Chesapeake Energy's Biggest Investor Raises Stake
NEW YORK (TheStreet) -- After winning seats on Chesapeake Energy's(CHK) board in June, the company's largest investor Southeastern Asset Management is adding to its bet on the embattled oil and gas driller.
Southeastern Asset Management, run by Mason Hawkins, bolstered its leading stock position in Chesapeake by roughly 3.5% in the second quarter, buying up roughly 3.12 million shares, according to Securities and Exchange Commission filings compiled by Bloomberg. The share increase puts Southeastern's stake in Chesapeake Energy at nearly 90 million shares, or roughly 13.5% of the company, according to SEC filings.
Southeastern's additional buying may be seen as a vote of confidence in the Oklahoma City-based driller. Hawkins, who had more at stake than any other Chesapeake investor even before his second quarter buying, argued as Chesapeake shares were dumped earlier this year that there was significant value to be realized in Chesapeake's assets. Hawkins also reclassified his firm as an activist investor at the time that Chesapeake shares bottomed out.
Investors are also likely to watch whether Carl Icahn, a new Chesapeake shareholder who recently gained a board seat after taking a 7.5% stake in the company worth $1 billion, also follows suit in adding to his stock position. In late 2010, Icahn built a position in Chesapeake shares as the stock hovered in the low $20s and talked up his ability to drive change at the company, only to sell out of shares quickly after a rapid rise in value.

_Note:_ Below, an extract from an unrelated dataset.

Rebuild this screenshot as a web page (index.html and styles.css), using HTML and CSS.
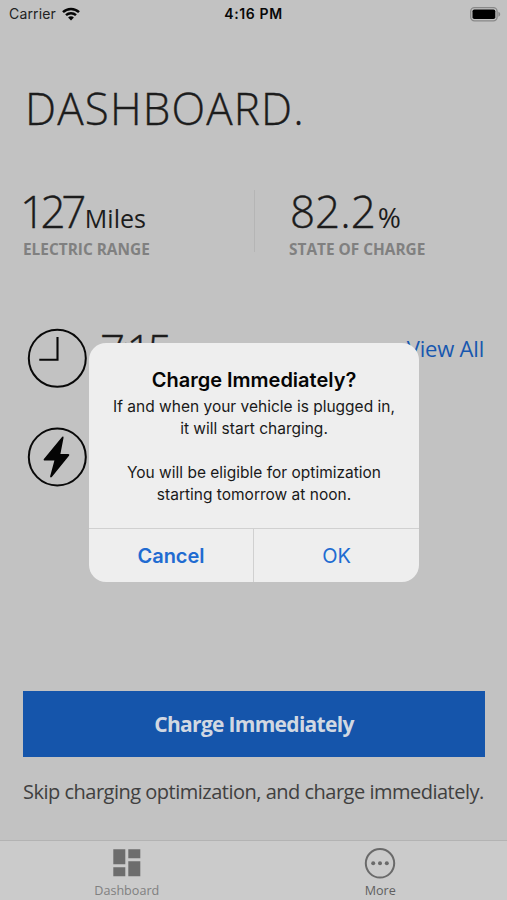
FILE: index.html
```html
<!DOCTYPE html>
<html lang="en">
<head>
<meta charset="utf-8">
<title>Dashboard</title>
<link rel="stylesheet" href="styles.css">
</head>
<body>
<div class="phone">
  <header class="status">
    <div class="carrier"><span>Carrier</span>
      <svg width="18" height="14" viewBox="0 0 18 14" fill="none" stroke="#060606" stroke-width="2.5"><path d="M1 5.1C5.4.8 12.6.8 17 5.1M4 8.2c2.8-2.6 7.2-2.6 10 0"/><path d="M6.1 10.4c1.6-1.5 4.2-1.5 5.8 0L9 13.4z" fill="#060606" stroke="none"/></svg>
    </div>
    <time class="time">4:16 PM</time>
    <svg class="battery" width="31" height="15" viewBox="0 0 31 15"><rect x=".7" y=".7" width="26.4" height="13.2" rx="3.8" fill="none" stroke="#888" stroke-width="1.3"/><rect x="2.5" y="2.5" width="22.8" height="9.6" rx="1.8"/><path d="M28.4 4.8c2.4.7 2.4 4.3 0 5z" fill="#888"/></svg>
  </header>
  <main class="content">
    <h1 class="title">DASHBOARD.</h1>
    <section class="stats">
      <div class="stat range">
        <div class="value"><span class="num tight">127</span><span class="unit">Miles</span></div>
        <div class="label">ELECTRIC RANGE</div>
      </div>
      <div class="stat soc">
        <div class="value"><span class="num">82.2</span><span class="unit percent">%</span></div>
        <div class="label">STATE OF CHARGE</div>
      </div>
    </section>
    <section class="rows">
      <div class="row">
        <svg width="60" height="60" viewBox="0 0 60 60" fill="none" stroke="#090909" stroke-width="2"><circle cx="30.3" cy="30.3" r="28.5"/><path d="M30.5 9v22.8H12.3" stroke-width="2.1"/></svg>
        <span class="clock">7:15</span>
        <a class="all">View All</a>
      </div>
      <div class="row">
        <svg width="60" height="60" viewBox="0 0 60 60"><circle cx="30.3" cy="30" r="28.5" fill="none" stroke="#090909" stroke-width="2"/><path d="M34.8 10.2c.8-1.2 2-.7 1.7.7L33.4 27h7.8c1 0 1.5.8.8 1.7L25 49.8c-1 1.2-2.2.7-1.8-.8l4.2-15.4h-9.7c-1 0-1.4-.8-.8-1.6z" fill="#040404"/></svg>
      </div>
    </section>
    <button class="charge"><span>Charge Immediately</span></button>
    <p class="note">Skip charging optimization, and charge immediately.</p>
  </main>
  <nav class="tabs">
    <div class="tab">
      <svg width="32" height="32" viewBox="0 0 32 32" fill="#6d6d6d"><path d="M2.3 2.3h12v15h-12zM17.3 2.3h12v9h-12zM2.3 20.3h12v9h-12zM17.3 14.3h12v15h-12z"/></svg>
      <span class="dash">Dashboard</span>
    </div>
    <div class="tab more">
      <svg width="32" height="32" viewBox="0 0 32 32" fill="#6a6a6a"><circle cx="16" cy="16.3" r="14.2" fill="none" stroke="#6a6a6a" stroke-width="2"/><circle cx="9.2" cy="16.3" r="2"/><circle cx="16" cy="16.3" r="2"/><circle cx="22.8" cy="16.3" r="2"/></svg>
      <span>More</span>
    </div>
  </nav>
  <div class="dialog" role="alertdialog">
    <div class="message">
      <h2>Charge Immediately?</h2>
      <p class="l1">If and when your vehicle is plugged in,<br>it will start charging.</p>
      <p class="l2">You will be eligible for optimization<br>starting tomorrow at noon.</p>
    </div>
    <div class="actions">
      <button class="cancel">Cancel</button>
      <button class="ok">OK</button>
    </div>
  </div>
</div>
</body>
</html>
```

FILE: styles.css
```css
* { box-sizing: border-box; margin: 0; padding: 0; }
body { background: #c2c2c2; }
button { border: 0; background: none; font: inherit; }
svg { display: block; flex: none; }
.phone {
  position: relative; width: 507px; height: 900px; overflow: hidden;
  display: flex; flex-direction: column;
  background: #c2c2c2; color: #1c1c1c; font-family: "Open Sans", sans-serif; white-space: nowrap;
}
.status {
  height: 28px; padding: 0 6px 0 9px; display: grid; grid-template-columns: 1fr auto 1fr;
  align-items: center; font: 500 14px/28px Inter, sans-serif; color: #111;
}
.carrier { display: flex; align-items: center; gap: 6px; font-weight: 400; color: #222; letter-spacing: .15px; padding-bottom: 2px; }
.time { font-weight: 600; letter-spacing: .6px; color: #080808; margin: -2px 0 0 -3px; }
.battery { justify-self: end; margin-top: -2px; }
.content { flex: 1; padding: 0 22px 0 23px; }
.title { margin-top: 50px; padding-left: 2px; font-size: 44px; line-height: 60px; font-weight: 300; letter-spacing: 1.15px; -webkit-text-stroke: .35px #1c1c1c; }
.stats { margin-top: 52px; height: 62px; display: grid; grid-template-columns: 232px 1fr; grid-template-rows: 62px; }
.range { border-right: 1px solid #b5b5b5; }
.soc { padding-left: 35px; }
.value { height: 49px; line-height: 44px; margin-top: -1px; margin-bottom: 2px; }
.num { font-size: 44px; font-weight: 300; -webkit-text-stroke: .35px #1c1c1c; }
.tight { margin-left: -3px; letter-spacing: -4.5px; padding-right: 3px; }
.unit { font-size: 25px; font-weight: 500; }
.percent { font-size: 28px; margin-left: 2px; }
.label { font-size: 15.4px; line-height: 20px; font-weight: 700; color: #808080; }
.soc .label { margin-left: -1px; }
.rows { margin-top: 76px; padding-left: 4px; display: grid; gap: 39px; }
.row { height: 60px; display: flex; }
.clock { margin-left: 13px; font-size: 44px; line-height: 44px; font-weight: 300; letter-spacing: -4.5px; -webkit-text-stroke: .35px #1c1c1c; }
.all { margin-left: auto; font-size: 22px; line-height: 40px; color: #1757af; letter-spacing: -.2px; padding-right: 1px; }
.charge { display: block; width: 462px; height: 66px; margin-top: 204px; background: #1555ab; color: #d1d8e2; font-size: 21px; font-weight: 700; letter-spacing: -.7px; }
.note { margin-top: 20px; font-size: 20px; line-height: 30px; color: #404040; letter-spacing: -.5px; }
.tabs { height: 60px; border-top: 1px solid #b3b3b3; background: #cbcbcb; display: grid; grid-template-columns: 1fr 1fr; }
.tab { display: flex; flex-direction: column; align-items: center; padding-top: 6px; font-size: 12.6px; line-height: 16px; font-weight: 500; color: #808080; }
.tab span { margin-top: 4px; }
.more { color: #606060; }
.dialog {
  position: absolute; left: 89px; top: 343px; width: 330px; height: 239px; border-radius: 17px;
  background: #eee; color: #191919; display: flex; flex-direction: column; overflow: hidden;
  font-family: Inter, sans-serif; text-align: center;
}
.message { height: 185px; padding-top: 24px; font-size: 15.5px; line-height: 22px; }
.message h2 { font-size: 20px; line-height: 26px; font-weight: 600; color: #050505; }
.message p { margin-top: 3px; }
.message .l2 { margin-top: 22px; }
.actions { flex: 1; display: grid; grid-template-columns: 1fr 1fr; border-top: 1px solid #d0d0d0; font-size: 20px; color: #206bd1; }
.actions button { color: inherit; }
.actions .cancel { border-right: 1px solid #d0d0d0; font-weight: 600; }
```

Chesapeake shares have risen from a May low near the $13 mark -- which triggered a new round of Icahn buying -- to over $19. Icahn recently said in response to a question during a CNBC interview that even after the rebound in Chesapeake shares it was not time to sell. In Tuesday trading, Chesapeake shares rose slightly to $19.10. The stock has gained over 20% from levels that UBS analysts calculate Icahn bought Chesapeake Energy shares at in May.
Year-to-date shares are off over 14% and nearly 40% in the past 12 months, amid concerns about its balance sheet, loans taken out by CEO McClendon tied to a 2.5% personal investment in wells that the company has drilled over the years, a federal investigation into allegations of price fixing in land acquisitions made by Chesapeake and rival Encana, as well as the decline in natural gas pricing to a level that remains uneconomic for many drilling companies.